_WORK INSTRUCTIONS_:
Reproduce the data exactly and drop any pictures it holds.
>> begin PROVIDED DATA
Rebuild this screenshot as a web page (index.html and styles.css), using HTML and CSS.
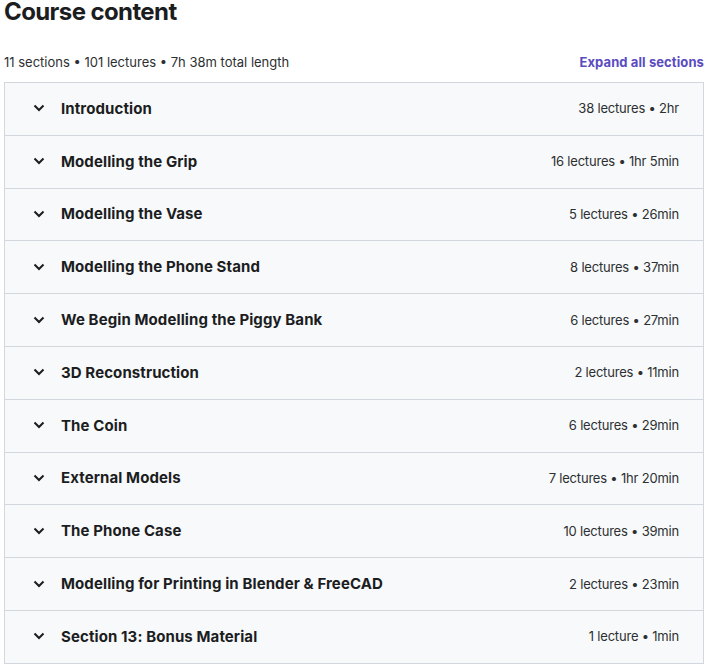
FILE: index.html
```html
<!DOCTYPE html>
<html>
<head>
<meta charset="utf-8">
<link rel="stylesheet" href="styles.css">
</head>
<body>
<div class="page">
  <h2 class="title">Course content</h2>
  <div class="meta">
    <span class="summary">11 sections • 101 lectures • 7h 38m total length</span>
    <span class="expand">Expand all sections</span>
  </div>
  <div class="sections">
    <div class="row"><span class="chev"><svg width="12" height="8" viewBox="0 0 12 8"><path d="M1.5 1.5 L6 6 L10.5 1.5" fill="none" stroke="#1c1d1f" stroke-width="2"/></svg></span><span class="name">Introduction</span><span class="info">38 lectures • 2hr</span></div>
    <div class="row"><span class="chev"><svg width="12" height="8" viewBox="0 0 12 8"><path d="M1.5 1.5 L6 6 L10.5 1.5" fill="none" stroke="#1c1d1f" stroke-width="2"/></svg></span><span class="name">Modelling the Grip</span><span class="info">16 lectures • 1hr 5min</span></div>
    <div class="row"><span class="chev"><svg width="12" height="8" viewBox="0 0 12 8"><path d="M1.5 1.5 L6 6 L10.5 1.5" fill="none" stroke="#1c1d1f" stroke-width="2"/></svg></span><span class="name">Modelling the Vase</span><span class="info">5 lectures • 26min</span></div>
    <div class="row"><span class="chev"><svg width="12" height="8" viewBox="0 0 12 8"><path d="M1.5 1.5 L6 6 L10.5 1.5" fill="none" stroke="#1c1d1f" stroke-width="2"/></svg></span><span class="name">Modelling the Phone Stand</span><span class="info">8 lectures • 37min</span></div>
    <div class="row"><span class="chev"><svg width="12" height="8" viewBox="0 0 12 8"><path d="M1.5 1.5 L6 6 L10.5 1.5" fill="none" stroke="#1c1d1f" stroke-width="2"/></svg></span><span class="name">We Begin Modelling the Piggy Bank</span><span class="info">6 lectures • 27min</span></div>
    <div class="row"><span class="chev"><svg width="12" height="8" viewBox="0 0 12 8"><path d="M1.5 1.5 L6 6 L10.5 1.5" fill="none" stroke="#1c1d1f" stroke-width="2"/></svg></span><span class="name">3D Reconstruction</span><span class="info">2 lectures • 11min</span></div>
    <div class="row"><span class="chev"><svg width="12" height="8" viewBox="0 0 12 8"><path d="M1.5 1.5 L6 6 L10.5 1.5" fill="none" stroke="#1c1d1f" stroke-width="2"/></svg></span><span class="name">The Coin</span><span class="info">6 lectures • 29min</span></div>
    <div class="row"><span class="chev"><svg width="12" height="8" viewBox="0 0 12 8"><path d="M1.5 1.5 L6 6 L10.5 1.5" fill="none" stroke="#1c1d1f" stroke-width="2"/></svg></span><span class="name">External Models</span><span class="info">7 lectures • 1hr 20min</span></div>
    <div class="row"><span class="chev"><svg width="12" height="8" viewBox="0 0 12 8"><path d="M1.5 1.5 L6 6 L10.5 1.5" fill="none" stroke="#1c1d1f" stroke-width="2"/></svg></span><span class="name">The Phone Case</span><span class="info">10 lectures • 39min</span></div>
    <div class="row"><span class="chev"><svg width="12" height="8" viewBox="0 0 12 8"><path d="M1.5 1.5 L6 6 L10.5 1.5" fill="none" stroke="#1c1d1f" stroke-width="2"/></svg></span><span class="name">Modelling for Printing in Blender &amp; FreeCAD</span><span class="info">2 lectures • 23min</span></div>
    <div class="row"><span class="chev"><svg width="12" height="8" viewBox="0 0 12 8"><path d="M1.5 1.5 L6 6 L10.5 1.5" fill="none" stroke="#1c1d1f" stroke-width="2"/></svg></span><span class="name">Section 13: Bonus Material</span><span class="info">1 lecture • 1min</span></div>
  </div>
</div>
</body>
</html>
```
FILE: styles.css
```css
* { box-sizing: border-box; }
body {
  margin: 0;
  background: #ffffff;
  font-family: Inter, "Noto Sans", sans-serif;
  color: #1c1d1f;
}
.page {
  width: 704px;
  padding-left: 4px;
}
.title {
  margin: 0;
  font-size: 24px;
  line-height: 24px;
  font-weight: 700;
  letter-spacing: -0.6px;
}
.meta {
  display: flex;
  justify-content: space-between;
  align-items: center;
  margin-top: 30px;
  height: 16px;
  margin-bottom: 12px;
  font-size: 13px;
}
.summary {
  color: #2d2f31;
  letter-spacing: 0;
}
.expand {
  color: #5a4bbf;
  font-weight: 700;
  letter-spacing: 0.1px;
}
.sections {
  border: 1px solid #d1d7dc;
  border-bottom: none;
  width: 700px;
}
.row {
  display: flex;
  align-items: center;
  height: 52.8px;
  background: #f7f9fa;
  border-bottom: 1px solid #d1d7dc;
  padding: 0 24px 1px 28px;
}
.chev {
  display: flex;
  width: 12px;
  margin-right: 16px;
}
.name {
  flex: 1;
  font-size: 15px;
  font-weight: 700;
  letter-spacing: 0.1px;
}
.info {
  font-size: 13px;
  color: #2d2f31;
  letter-spacing: -0.2px;
}
```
>> end PROVIDED DATA
_REPLY_:
Rebuild this screenshot as a web page (index.html and styles.css), using HTML and CSS.
FILE: index.html
```html
<!DOCTYPE html>
<html>
<head>
<meta charset="utf-8">
<link rel="stylesheet" href="styles.css">
</head>
<body>
<div class="page">
  <h2 class="title">Course content</h2>
  <div class="meta">
    <span class="summary">11 sections • 101 lectures • 7h 38m total length</span>
    <span class="expand">Expand all sections</span>
  </div>
  <div class="sections">
    <div class="row"><span class="chev"><svg width="12" height="8" viewBox="0 0 12 8"><path d="M1.5 1.5 L6 6 L10.5 1.5" fill="none" stroke="#1c1d1f" stroke-width="2"/></svg></span><span class="name">Introduction</span><span class="info">38 lectures • 2hr</span></div>
    <div class="row"><span class="chev"><svg width="12" height="8" viewBox="0 0 12 8"><path d="M1.5 1.5 L6 6 L10.5 1.5" fill="none" stroke="#1c1d1f" stroke-width="2"/></svg></span><span class="name">Modelling the Grip</span><span class="info">16 lectures • 1hr 5min</span></div>
    <div class="row"><span class="chev"><svg width="12" height="8" viewBox="0 0 12 8"><path d="M1.5 1.5 L6 6 L10.5 1.5" fill="none" stroke="#1c1d1f" stroke-width="2"/></svg></span><span class="name">Modelling the Vase</span><span class="info">5 lectures • 26min</span></div>
    <div class="row"><span class="chev"><svg width="12" height="8" viewBox="0 0 12 8"><path d="M1.5 1.5 L6 6 L10.5 1.5" fill="none" stroke="#1c1d1f" stroke-width="2"/></svg></span><span class="name">Modelling the Phone Stand</span><span class="info">8 lectures • 37min</span></div>
    <div class="row"><span class="chev"><svg width="12" height="8" viewBox="0 0 12 8"><path d="M1.5 1.5 L6 6 L10.5 1.5" fill="none" stroke="#1c1d1f" stroke-width="2"/></svg></span><span class="name">We Begin Modelling the Piggy Bank</span><span class="info">6 lectures • 27min</span></div>
    <div class="row"><span class="chev"><svg width="12" height="8" viewBox="0 0 12 8"><path d="M1.5 1.5 L6 6 L10.5 1.5" fill="none" stroke="#1c1d1f" stroke-width="2"/></svg></span><span class="name">3D Reconstruction</span><span class="info">2 lectures • 11min</span></div>
    <div class="row"><span class="chev"><svg width="12" height="8" viewBox="0 0 12 8"><path d="M1.5 1.5 L6 6 L10.5 1.5" fill="none" stroke="#1c1d1f" stroke-width="2"/></svg></span><span class="name">The Coin</span><span class="info">6 lectures • 29min</span></div>
    <div class="row"><span class="chev"><svg width="12" height="8" viewBox="0 0 12 8"><path d="M1.5 1.5 L6 6 L10.5 1.5" fill="none" stroke="#1c1d1f" stroke-width="2"/></svg></span><span class="name">External Models</span><span class="info">7 lectures • 1hr 20min</span></div>
    <div class="row"><span class="chev"><svg width="12" height="8" viewBox="0 0 12 8"><path d="M1.5 1.5 L6 6 L10.5 1.5" fill="none" stroke="#1c1d1f" stroke-width="2"/></svg></span><span class="name">The Phone Case</span><span class="info">10 lectures • 39min</span></div>
    <div class="row"><span class="chev"><svg width="12" height="8" viewBox="0 0 12 8"><path d="M1.5 1.5 L6 6 L10.5 1.5" fill="none" stroke="#1c1d1f" stroke-width="2"/></svg></span><span class="name">Modelling for Printing in Blender &amp; FreeCAD</span><span class="info">2 lectures • 23min</span></div>
    <div class="row"><span class="chev"><svg width="12" height="8" viewBox="0 0 12 8"><path d="M1.5 1.5 L6 6 L10.5 1.5" fill="none" stroke="#1c1d1f" stroke-width="2"/></svg></span><span class="name">Section 13: Bonus Material</span><span class="info">1 lecture • 1min</span></div>
  </div>
</div>
</body>
</html>
```
FILE: styles.css
```css
* { box-sizing: border-box; }
body {
  margin: 0;
  background: #ffffff;
  font-family: Inter, "Noto Sans", sans-serif;
  color: #1c1d1f;
}
.page {
  width: 704px;
  padding-left: 4px;
}
.title {
  margin: 0;
  font-size: 24px;
  line-height: 24px;
  font-weight: 700;
  letter-spacing: -0.6px;
}
.meta {
  display: flex;
  justify-content: space-between;
  align-items: center;
  margin-top: 30px;
  height: 16px;
  margin-bottom: 12px;
  font-size: 13px;
}
.summary {
  color: #2d2f31;
  letter-spacing: 0;
}
.expand {
  color: #5a4bbf;
  font-weight: 700;
  letter-spacing: 0.1px;
}
.sections {
  border: 1px solid #d1d7dc;
  border-bottom: none;
  width: 700px;
}
.row {
  display: flex;
  align-items: center;
  height: 52.8px;
  background: #f7f9fa;
  border-bottom: 1px solid #d1d7dc;
  padding: 0 24px 1px 28px;
}
.chev {
  display: flex;
  width: 12px;
  margin-right: 16px;
}
.name {
  flex: 1;
  font-size: 15px;
  font-weight: 700;
  letter-spacing: 0.1px;
}
.info {
  font-size: 13px;
  color: #2d2f31;
  letter-spacing: -0.2px;
}
```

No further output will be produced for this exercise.